“Koşulsuz sevgi, evrenin kendine yazdığı ama asla kendine gönderemediği mektuptur.”

I. Giriş: Sevgi Bir Bilgi Biçimi Olabilir mi?
Epistemoloji, yani bilginin doğası üzerine düşünmek, bizi sevginin de bir bilgi biçimi olup olamayacağına götürür. Çünkü bilmek, sadece tanımak değil, bir şeye temas etme cesaretidir. Aynı zamanda sevgide de böyledir: Gerçek sevgi, bilme arzusunun ötesinde, anlama ve kabullenme biçimidir. O hâlde koşulsuz sevgi, mutlak bilgiye değil, bilinemeyene duyulan açık bir teslimiyet olabilir mi?
Koşulsuz sevgiyi anlamak, Platon’un idealar dünyasında dolaşmakla TikTok algoritmalarında gezinmek arasında bir gerilim yaratır. Biri sonsuzluğu ararken, diğeri güncellenen bir ilgi ekonomisi yaratır. Oysa koşulsuz sevgi, bu ikisini de aşar: Ne sabit ne geçicidir. Ne ideal ne gündelik. O, arada bir yerdedir. Eşiklerde.
II. Koşulsuz Sevginin Ontolojisi: Varlığın Kıyısında Bir Sarılma
Koşulsuz sevgi; “beni sev çünkü…” ile başlayan tüm cümlelerin sonunu yutan sessiz bir varlıktır. O, şartlardan arınmış bir kavuşmanın mümkünlüğüne dair inançtır. Var olmak için sevilmeyi değil, sevilmek için var olmayı kabul eder.
Çünkü insan, en çok sevildiğinde değil, karşılıksız sevebildiğinde varlığının köklerine ulaşır. Heidegger’in “Varlık ve Zaman”ındaki gibi, zamanla tükenen değil, zamanla derinleşen bir varoluş önerisidir bu.
III. Absürt Bir Evrende Koşulsuzluğun Mümkünlüğü
Albert Camus’nün “absürt” tanımı, evrenin sessizliğiyle insanın anlam arzusunun çarpışmasıdır. Koşulsuz sevgi de tam burada doğar: Evren seni umursamasa bile, sen birini umursarsın. Karşılığı olmayan bir ilgide, hayatın kendisi yeniden anlamlanır.

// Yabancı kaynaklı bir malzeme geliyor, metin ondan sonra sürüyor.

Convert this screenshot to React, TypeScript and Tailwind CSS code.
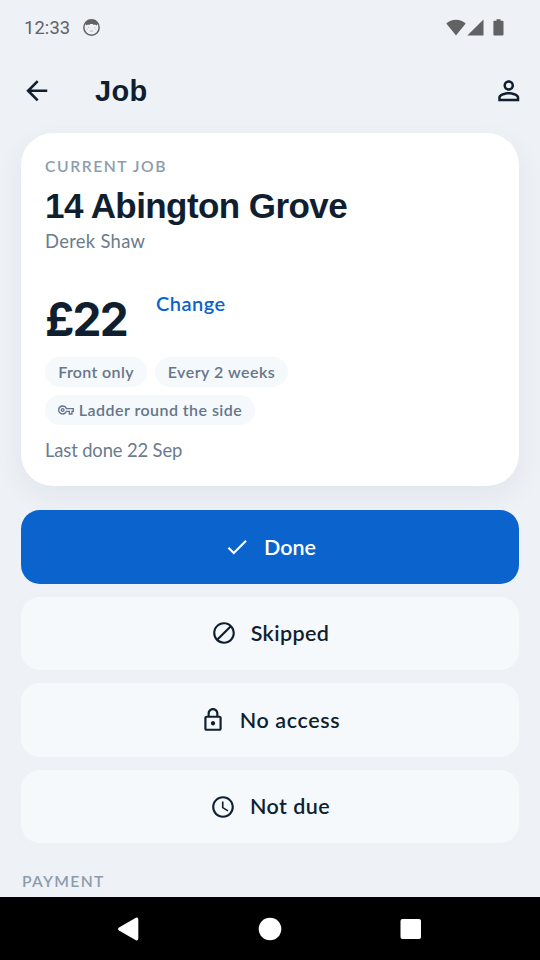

Bir çiçeğe bakarken onun seni fark etmeyeceğini bilerek gülümsemek…
Bir yabancıyı sırf insan olduğu için selamlamak…
Ya da seni terk eden birine, içinden hâlâ iyi dilekler fısıldamak…

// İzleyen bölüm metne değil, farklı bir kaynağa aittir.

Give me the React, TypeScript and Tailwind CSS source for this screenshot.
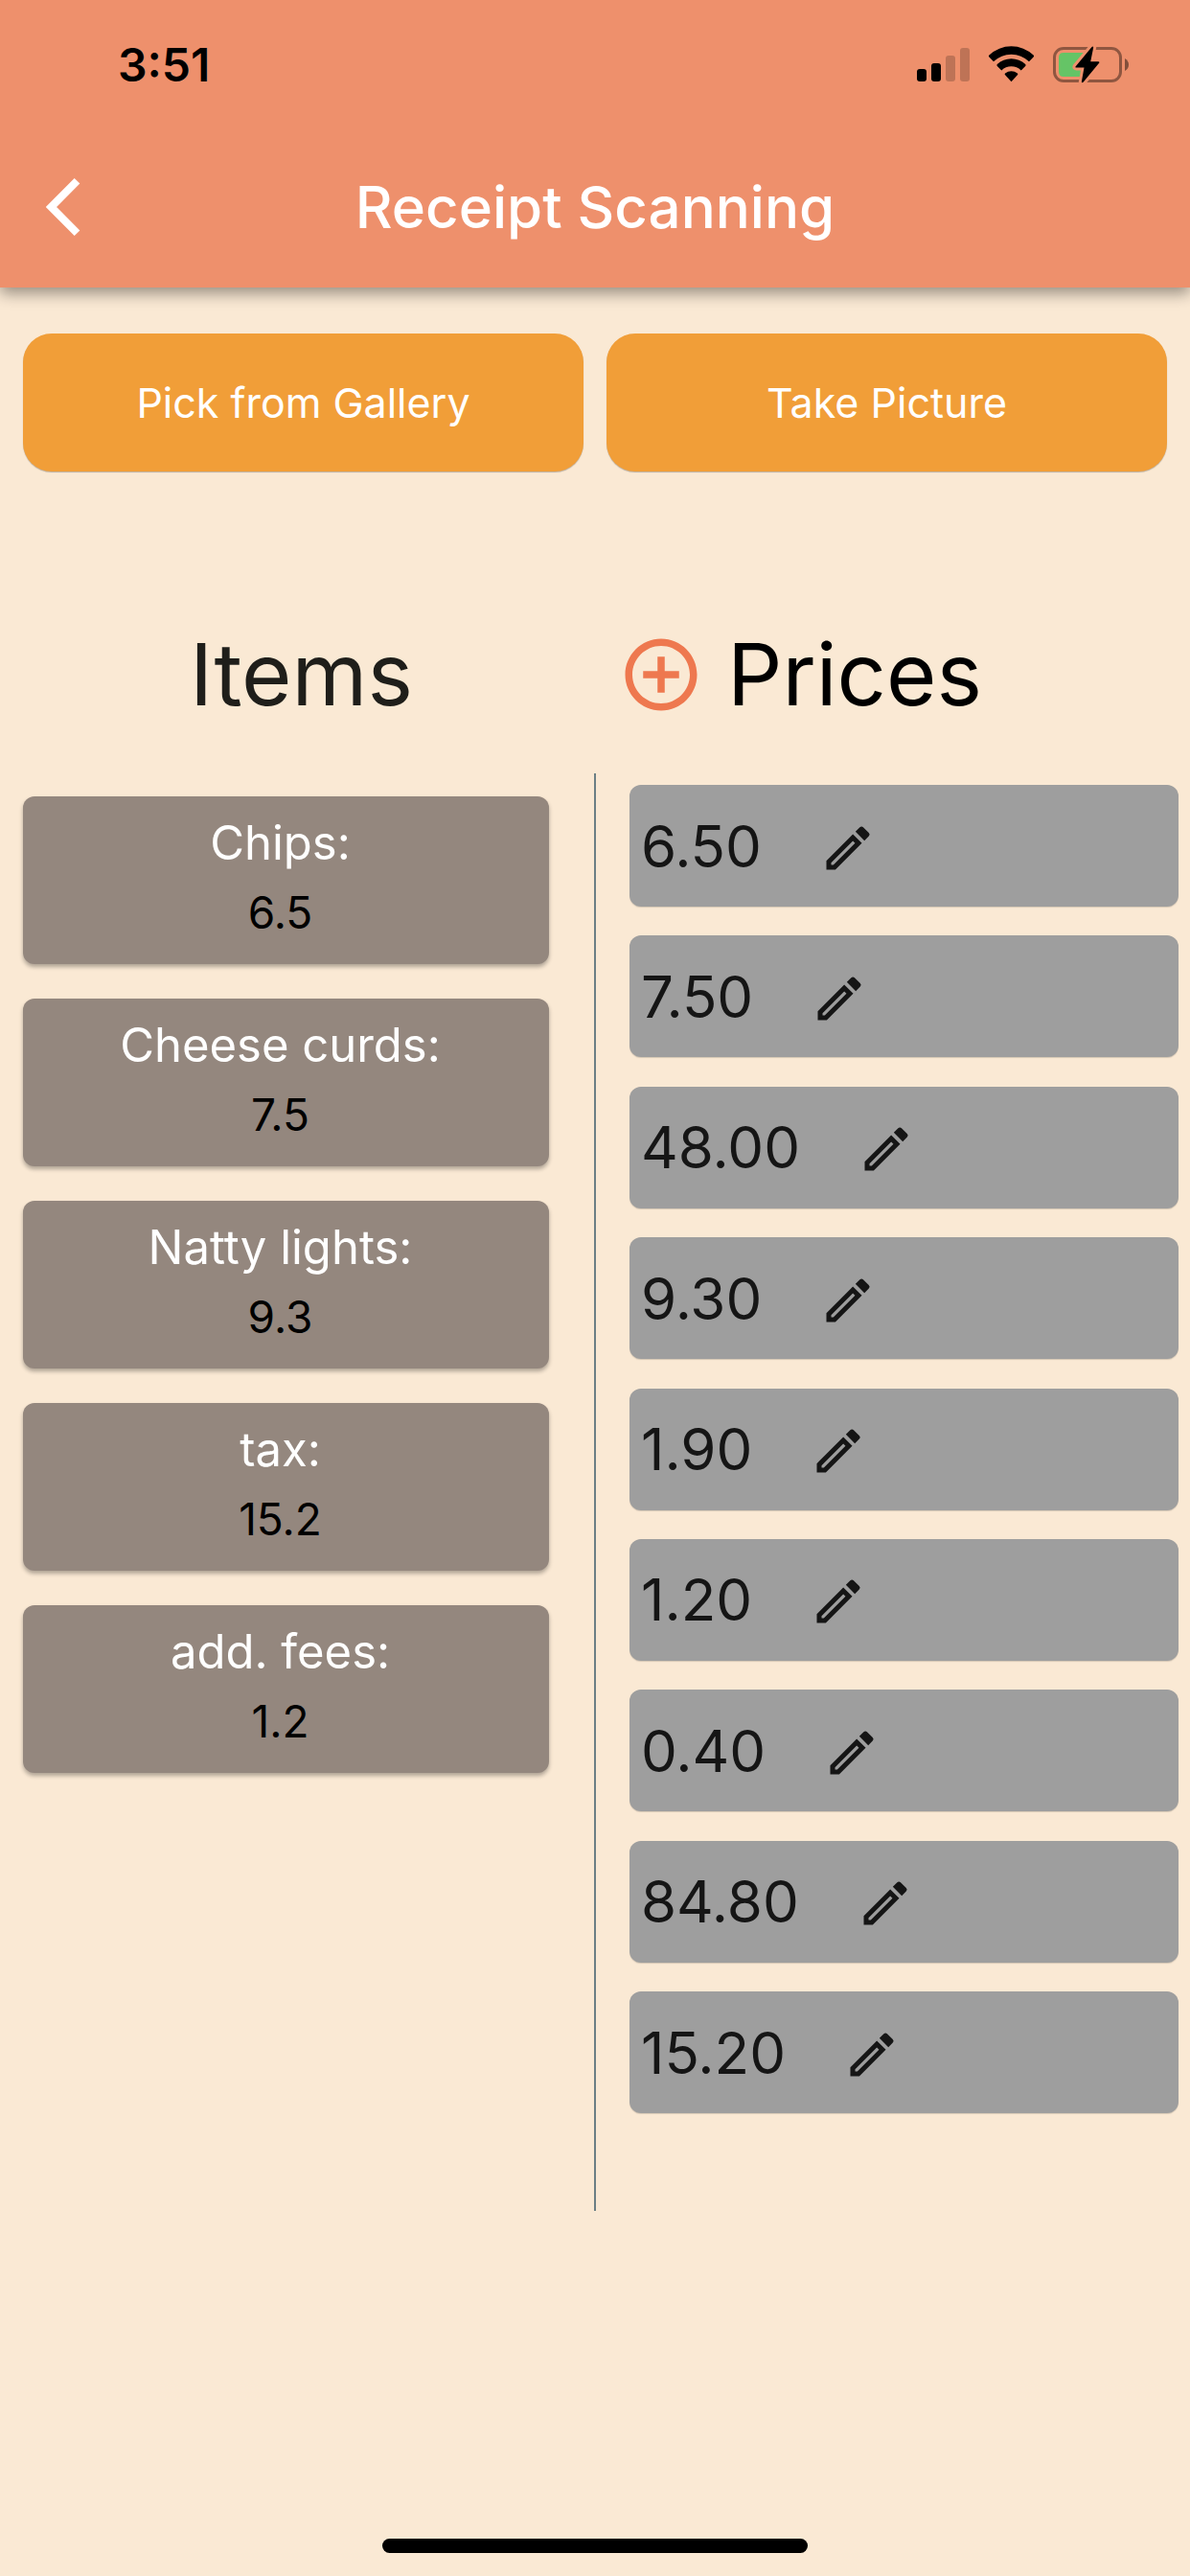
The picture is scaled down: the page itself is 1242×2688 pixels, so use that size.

Bunların hepsi absürt ama aynı zamanda evrende açılan en insanî yarıklardır. Koşulsuzluk burada bir saçmalık değil, direniştir.
IV. Gelecekten Bir Mektup: 2140 Yılında Sevgi
Hayal et:
2140 yılında yapay zekâ, insanın tüm ihtiyaçlarını karşılıyor.
Partnerlerin sinir sistemine bağlanan duygusal arabirimlerle, ihtiyaç anında ilgi, temas, onay sağlanıyor.
Ama kimse gerçekten sevilmiyor.
Çünkü sevgi, ihtiyaçların karşılanması değil; karşılaşmaların beklenmedik şiiridir.
2140’ın çelik kubbeleri altında bir çocuk, kendi kendine şiir yazıyor:
“Bugün biri bana ‘senin için bir nedenim yok’ dedi.
Sanırım bu, sevginin yeni tanımıydı.”
İşte koşulsuz sevgi, gelecekte bile nostaljik kalabilecek tek duygudur. Çünkü doğası gereği yapaylaşamaz.
V. Pratik Hayatta Koşulsuz Sevgi: Mümkün mü?
- Ebeveynin çocuğuna duyduğu o “nedensiz” koruma arzusu?
- Bir dostun, seni dinlemek için kendi uykusundan vazgeçmesi?
- Sevgilinin seni anlamadığı hâlde, seni hâlâ tutması?
Bunlar saf koşulsuzluk değildir belki ama yakınlaşmalardır.
Ve belki de asıl mesele “tam koşulsuzluk” değil, koşullar içinde koşulsuz olmaya çalışmaktır.
VI. Sonuç: Sevgi Bir Din Değildir. Bir Denemedir.
Koşulsuz sevgiyi kutsallaştırmak, onu erişilemez kılar. Oysa o, tanrısal değil, insanî olanın uç sınırıdır.
Bir deney, bir sapma, bir istisna.
Ama o istisna, bir kalbin evrimini başlatabilir.
Ve bir evrim, bir gezegeni dönüştürebilir.
Çünkü belki de koşulsuz sevgiyi ararken, aslında kendimizi buluruz.
Ve bulduğumuz her şey, sevgiyle yeniden yazılır.